Still, the site shows the original outline of the buildings, along with a few Roman artefacts, such as this altar stone:
The inscription reads: DEO MERCVRIO CVLTORI RIPANVS EX IVSS(u) E(ius) L(ibens) L(aetus) M(e)R(ito), which means more or less "To the God Mercurius, carer of the field, Ripanus has gladly had this altar erected and paid for it." It is assumed that Ripanus was a wealthy landowner (some sort of gentleman farmer) who donated this altar, hoping for more of Mercurius' blessings for his land.
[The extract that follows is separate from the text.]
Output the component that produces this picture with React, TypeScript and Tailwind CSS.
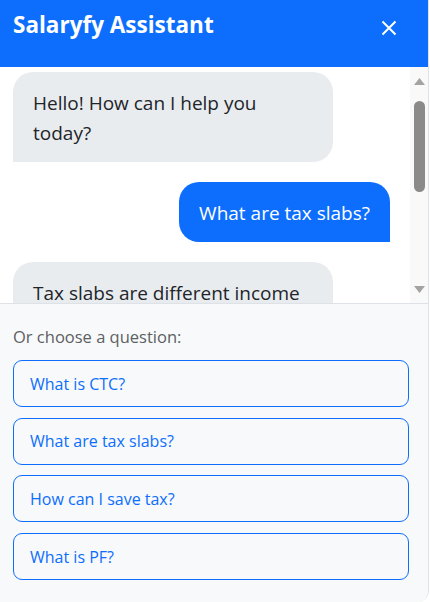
import React from "react";

const font = { fontFamily: '"Open Sans", "Noto Sans", sans-serif' };

function Scrollbar() {
  return (
    <div className="w-[18px] shrink-0 bg-[#f9f9f9] flex flex-col items-center pt-[11px] pb-[10px]">
      <svg width="11" height="7" viewBox="0 0 11 7">
        <polygon points="5.5,0 11,7 0,7" fill="#a3a3a3" />
      </svg>
      <div className="mt-[16px] w-[11px] h-[91px] rounded-full bg-[#8a8a8a]" />
      <div className="flex-1" />
      <svg width="11" height="7" viewBox="0 0 11 7">
        <polygon points="0,0 11,0 5.5,7" fill="#a3a3a3" />
      </svg>
    </div>
  );
}

export default function App() {
  const questions = ["What is CTC?", "What are tax slabs?", "How can I save tax?", "What is PF?"];
  return (
    <div style={font} className="w-[429px] h-[602px] bg-white border-r border-[#dee2e6] rounded-br-xl overflow-hidden flex flex-col">
      <div className="h-[67px] shrink-0 bg-[#0d6efd] flex items-start justify-between pl-[13px] pr-[31px] pt-[10px]">
        <h1 className="text-white font-bold text-[22.5px] leading-[30px]">Salaryfy Assistant</h1>
        <button className="mt-[10px] w-[16px] h-[16px] flex items-center justify-center">
          <svg width="16" height="16" viewBox="0 0 16 16">
            <path d="M1.5 1.5 L14.5 14.5 M14.5 1.5 L1.5 14.5" stroke="white" strokeWidth="2" strokeLinecap="butt" />
          </svg>
        </button>
      </div>
      <div className="h-[236px] shrink-0 flex">
        <div className="flex-1 overflow-hidden flex flex-col gap-5 pt-[5px] pl-[13px] pr-[20px] text-[19px] leading-[30px]">
          <div className="w-[320px] shrink-0 bg-[#e9ecef] text-[#212529] px-5 pt-[16px] pb-[14px] rounded-t-[20px] rounded-br-[20px]">
            Hello! How can I help you today?
          </div>
          <div className="self-end shrink-0 bg-[#0d6efd] text-white px-5 pt-[16px] pb-[14px] rounded-t-[20px] rounded-bl-[20px]">
            What are tax slabs?
          </div>
          <div className="w-[320px] shrink-0 bg-[#e9ecef] text-[#212529] px-5 pt-[16px] pb-[14px] rounded-t-[20px] rounded-br-[20px]">
            Tax slabs are different income ranges.
          </div>
        </div>
        <Scrollbar />
      </div>
      <div className="flex-1 bg-[#f8f9fa] border-t border-[#dee2e6] pl-[13px] pr-[19px] pt-[21px]">
        <p className="text-[16.5px] leading-6 text-[#5c5f62] mb-[11px]">Or choose a question:</p>
        <div className="flex flex-col gap-[10.7px]">
          {questions.map((q) => (
            <button
              key={q}
              className="h-[47px] w-full text-left pl-[16px] border border-[#0d6efd] rounded-[9px] text-[#0d6efd] text-[16px]"
            >
              {q}
            </button>
          ))}
        </div>
      </div>
    </div>
  );
}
Horses played an important role in working the land, not just in the military part of Roman life, as this stone relief of horse goddess Epona shows:
As I said, the field-and-garden part of the museum is somewhat neglected, but the entire site has such a quiet and peaceful atmosphere to it, in spite of the busy playground on one side of it and the residential area on the other. Is it the closeness to the deer park with its large old trees and leafy paths, or the fact that the site is so little known that hardly anyone finds their way there? I don't know; I just know that I am glad I went there on Wednesday, read all the information provided on the signs and took these pictures to take home with me.
From there, I walked through the deer park, taking a route home different to the one I had set out on.
I came across some interesting creatures - not just deer, mind you! - there, but, once again, that will have to wait for another post.